Виля не знала, что думать. Позже ее обвинят в троцкизме, но пока она делает для себя лишь один вывод: надо уходить в науку, заниматься международным рабочим движением, не трогая ничего советского. Еще она начинает думать о прозорливости своей матери: она бы хотела сейчас уехать насовсем туда, откуда не доставляют писем. Но это надо было хотеть раньше, вовремя. Еще Виоле стало казаться, что вокруг нее сгущаются тучи. Она это чувствует, она видит идущих за ней людей, слежку, она знает, что каждая написанная ею строчка в дневнике читается. Когда никого нет дома, некто, с поднятым до ушей воротником, открывает дверь то ли ключом, то ли отмычкой и изучает ее потайную тетрадку. Виля пыталась прятать дневник в разных местах, но его неизменно находили, даже не особо скрывая следов присутствия. Виля понимает сигнал и начинает писать диссертацию, отныне это единственные слова, которые она пишет.

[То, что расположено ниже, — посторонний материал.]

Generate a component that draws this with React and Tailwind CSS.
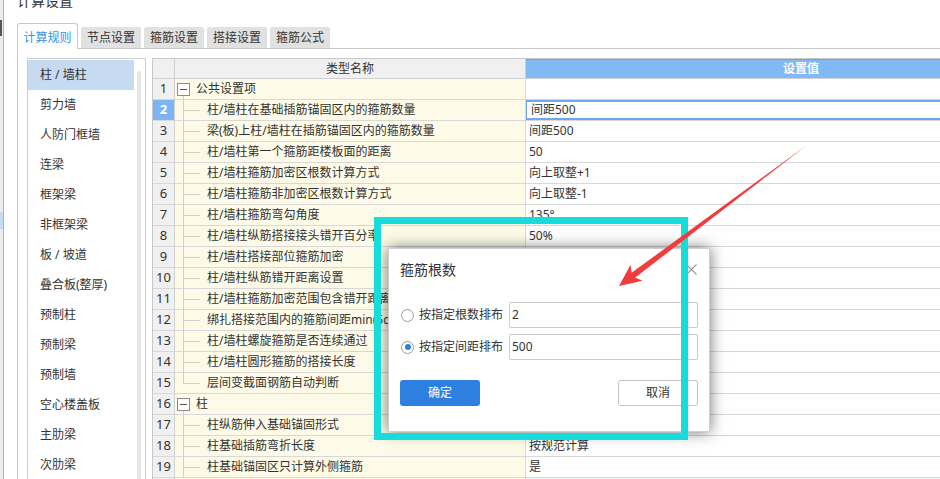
import React from "react";

const listItems = ["柱 / 墙柱", "剪力墙", "人防门框墙", "连梁", "框架梁", "非框架梁", "板 / 坡道", "叠合板(整厚)", "预制柱", "预制梁", "预制墙", "空心楼盖板", "主肋梁", "次肋梁"];

const rows = [
  { name: "公共设置项", group: true, value: "" },
  { name: "柱/墙柱在基础插筋锚固区内的箍筋数量", value: "间距500", sel: true },
  { name: "梁(板)上柱/墙柱在插筋锚固区内的箍筋数量", value: "间距500" },
  { name: "柱/墙柱第一个箍筋距楼板面的距离", value: "50" },
  { name: "柱/墙柱箍筋加密区根数计算方式", value: "向上取整+1" },
  { name: "柱/墙柱箍筋非加密区根数计算方式", value: "向上取整-1" },
  { name: "柱/墙柱箍筋弯勾角度", value: "135°" },
  { name: "柱/墙柱纵筋搭接接头错开百分率", value: "50%" },
  { name: "柱/墙柱搭接部位箍筋加密", value: "" },
  { name: "柱/墙柱纵筋错开距离设置", value: "" },
  { name: "柱/墙柱箍筋加密范围包含错开距离", value: "" },
  { name: "绑扎搭接范围内的箍筋间距min(5d,100)", value: "" },
  { name: "柱/墙柱螺旋箍筋是否连续通过", value: "" },
  { name: "柱/墙柱圆形箍筋的搭接长度", value: "" },
  { name: "层间变截面钢筋自动判断", value: "", last: true },
  { name: "柱", group: true, value: "" },
  { name: "柱纵筋伸入基础锚固形式", value: "" },
  { name: "柱基础插筋弯折长度", value: "按规范计算" },
  { name: "柱基础锚固区只计算外侧箍筋", value: "是" },
];

function NameCell({ r }) {
  return (
    <div className="relative w-[351px] shrink-0 border-r border-[#d8d8d8] bg-[#fdfbe8] flex items-center">
      {r.group ? (
        <>
          <span className="absolute left-[8px] top-[17px] bottom-0 w-px bg-[#cfcfcf]" />
          <div className="ml-[2px] w-[13px] h-[13px] border border-[#8c8c8c] bg-white flex items-center justify-center">
            <span className="w-[7px] h-px bg-[#555]" />
          </div>
          <span className="ml-[6px] text-[12px]">{r.name}</span>
        </>
      ) : (
        <>
          <span className={r.last ? "absolute left-[8px] top-0 h-[10px] w-px bg-[#cfcfcf]" : "absolute left-[8px] top-0 bottom-[-1px] w-px bg-[#cfcfcf]"} />
          <span className="absolute left-[8px] top-[10px] w-[17px] h-px bg-[#cfcfcf]" />
          <span className="pl-[32px] text-[12px] whitespace-nowrap">{r.name}</span>
        </>
      )}
    </div>
  );
}

export default function App() {
  return (
    <div className="relative w-[940px] h-[479px] overflow-hidden bg-white text-[#333] font-['Noto_Sans','Noto_Sans_CJK_SC',sans-serif]">
      <div className="flex h-full">
        <div className="w-[4px] shrink-0 bg-[#ececec] border-r border-[#b4b4b4] flex flex-col">
          <div className="h-[20px]" />
          <div className="h-[16px] w-[2px] bg-[#555]" />
          <div className="h-[176px]" />
          <div className="h-[17px] bg-[#c6dbf1]" />
        </div>
        <div className="flex-1 min-w-0 flex flex-col pl-[13px]">
          <div className="flex h-[23px] shrink-0">
            <span className="-mt-[9px] leading-[20px] text-[14px]">计算设置</span>
          </div>
          <div className="flex items-end h-[26px] shrink-0 border-b border-[#c8c8c8]">
            <div className="w-[61px] h-[26px] -mb-px bg-white border border-b-0 border-[#c8c8c8] rounded-t-[3px] flex items-center justify-center pt-[3px] text-[12px] text-[#3a8ee6]">计算规则</div>
            <div className="ml-[3px] w-[60px] h-[21px] bg-[#e1e1e1] rounded-t-[2px] flex items-center justify-center text-[12px]">节点设置</div>
            <div className="ml-[3px] w-[60px] h-[21px] bg-[#e1e1e1] rounded-t-[2px] flex items-center justify-center text-[12px]">箍筋设置</div>
            <div className="ml-[3px] w-[60px] h-[21px] bg-[#e1e1e1] rounded-t-[2px] flex items-center justify-center text-[12px]">搭接设置</div>
            <div className="ml-[3px] w-[60px] h-[21px] bg-[#e1e1e1] rounded-t-[2px] flex items-center justify-center text-[12px]">箍筋公式</div>
          </div>
          <div className="flex h-[470px] shrink-0 border-l border-[#c8c8c8] pl-[9px] pt-[9px]">
            <div className="w-[119px] shrink-0 border border-[#cfcfcf] flex">
              <div className="w-[106px] flex flex-col pt-px">
                {listItems.map((t, i) => (
                  <div key={t} className={i === 0 ? "h-[30px] shrink-0 flex items-center pl-[12px] text-[12px] bg-[#c6dbf1]" : "h-[30px] shrink-0 flex items-center pl-[12px] text-[12px]"}>{t}</div>
                ))}
              </div>
              <div className="ml-[3px] mt-[12px] w-[4px] bg-[#e6e6e6] rounded-full" />
            </div>
            <div className="ml-[6px] w-[920px] shrink-0 flex flex-col border-l border-t border-[#c8c8c8]">
              <div className="flex h-[20px] shrink-0 border-b border-[#d0d0d0]">
                <div className="w-[22px] shrink-0 border-r border-[#d0d0d0] bg-[#f0f0f0]" />
                <div className="w-[351px] shrink-0 border-r border-[#d0d0d0] bg-[#f0f0f0] flex items-center justify-center text-[12px]">类型名称</div>
                <div className="w-[550px] shrink-0 bg-[#80baf5] border-t border-[#6aa6e8] flex items-center justify-center text-white font-bold text-[12px]">设置值</div>
              </div>
              {rows.map((r, i) => (
                <div key={i} className="flex h-[21px] shrink-0 border-b border-[#d8d8d8]">
                  <div className={r.sel ? "w-[22px] shrink-0 border-r border-[#d0d0d0] bg-[#7db5f2] text-white font-bold flex items-center justify-center text-[13px]" : "w-[22px] shrink-0 border-r border-[#d0d0d0] bg-[#f0f0f0] flex items-center justify-center text-[13px]"}>{i + 1}</div>
                  <NameCell r={r} />
                  {r.sel ? (
                    <div className="w-[550px] shrink-0 -ml-px border-2 border-[#6fa8e6] bg-white flex items-center pl-[4px] text-[12px]">{r.value}</div>
                  ) : (
                    <div className="w-[550px] shrink-0 bg-white flex items-center pl-[3px] text-[12px]">{r.value}</div>
                  )}
                </div>
              ))}
              <div className="flex h-[21px] shrink-0">
                <div className="w-[22px] shrink-0 border-r border-[#d0d0d0] bg-[#f0f0f0]" />
                <div className="w-[351px] shrink-0 border-r border-[#d8d8d8] bg-[#fdfbe8]" />
                <div className="w-[550px] shrink-0 bg-[#eefafa]" />
              </div>
            </div>
          </div>
        </div>
      </div>

      <div className="absolute left-[388px] top-[248px] w-[322px] h-[184px] bg-white border border-[#cfcfcf] shadow-[0_0_14px_rgba(0,0,0,0.55)] px-[11px] pt-[10px] flex flex-col">
        <div className="flex h-[20px] items-center justify-between">
          <span className="text-[14px]">箍筋根数</span>
          <svg width="11" height="11" viewBox="0 0 11 11" className="mr-px">
            <path d="M0.5 0.5 L10.5 10.5 M10.5 0.5 L0.5 10.5" stroke="#9a9a9a" strokeWidth="1.1" fill="none" />
          </svg>
        </div>
        <div className="mt-[23px] flex items-center h-[26px]">
          <span className="ml-px w-[13px] h-[13px] rounded-full border border-[#9a9a9a] bg-white shrink-0" />
          <span className="ml-[5px] w-[90px] shrink-0 text-[12px]">按指定根数排布</span>
          <div className="flex-1 h-[26px] border border-[#cccccc] rounded-[2px] pl-[2px] flex items-center text-[12px]">2</div>
        </div>
        <div className="mt-[6px] flex items-center h-[26px]">
          <span className="ml-px w-[13px] h-[13px] rounded-full border border-[#9a9a9a] bg-white shrink-0 flex items-center justify-center">
            <span className="w-[6px] h-[6px] rounded-full bg-[#2f7fe0]" />
          </span>
          <span className="ml-[5px] w-[90px] shrink-0 text-[12px]">按指定间距排布</span>
          <div className="flex-1 h-[26px] border border-[#cccccc] rounded-[2px] pl-[2px] flex items-center text-[12px]">500</div>
        </div>
        <div className="mt-[20px] flex justify-between">
          <div className="w-[80px] h-[26px] bg-[#2e80e0] rounded-[3px] text-white text-[12px] flex items-center justify-center">确定</div>
          <div className="w-[80px] h-[26px] border border-[#c4c4c4] rounded-[3px] text-[12px] flex items-center justify-center">取消</div>
        </div>
      </div>

      <div className="absolute left-[374px] top-[217px] w-[314px] h-[223px] border-[7px] border-[#17dcdc] pointer-events-none" />

      <svg className="absolute left-0 top-0 pointer-events-none" width="940" height="479" viewBox="0 0 940 479">
        <polygon points="619,286 630.6,264.8 631.6,272.8 807,145 635.2,277.6 642.6,280.8" fill="#f03c3c" />
      </svg>
    </div>
  );
}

Слова эти такие неживые, абстрактные, будто шифр или код, будто церковные догматы, но так пишут все, только так и пишут о серьезных вещах, и вот настает июль 1929 года, когда у Виолы рождается дочь, моя мать.
Мою бабушку звали иначе. И меня, которая записывает все это, зовут иначе, чем персонаж, который тоже «я». Это не нарочно, по-другому не получается. Точно ли такой была моя бабушка? Всегдашнее стремление — рассказать «всю правду», а всей — нету; и сама правда — как летучий аромат, только флакон от него — подлинный, только вещицы, мебель и здания были на самом деле. Семейные предания и справки с печатями тоже кажутся непреложными свидетельствами, но это не всегда так.
Уже никто и никогда не узнает того, что было, но из тех крох, которые мне достались, я додумала остальное. Не просто выдумала, я же ее чувствовала, мою бабушку, чувствую и сейчас, пытаясь восстановить логику ее характера в предлагаемых обстоятельствах. Тогда все было пропитано пропагандой и конспирацией. На уровне частной жизни это выражалось в том, что выдавать желаемое за действительное являлось нормальным состоянием сознания. Человека того времени не интересовала данность, реальность была лишь пластилином, из которого следовало лепить нечто прекрасное, грандиозное, возвышенное, то, ради чего стоило бы жить. Но поскольку сталинские владения предписывалось видеть уже достигнутым совершенством, то писать о них следовало скупым набором слов в две краски: белая — для советского, то есть сталинского, черная — для антисоветского, то есть антисталинского. Священные книги написаны в том же лингвистическом принципе: на стороне высших сил абсолютное могущество, совершенство, и его не до́лжно расписывать в мелких подробностях, заведомо снижающих мощь, непостижимость, недостижимость, олицетворенные властью. При Сталине появились соответствующие ругательные термины — мелкотемье, мелкотравчатость.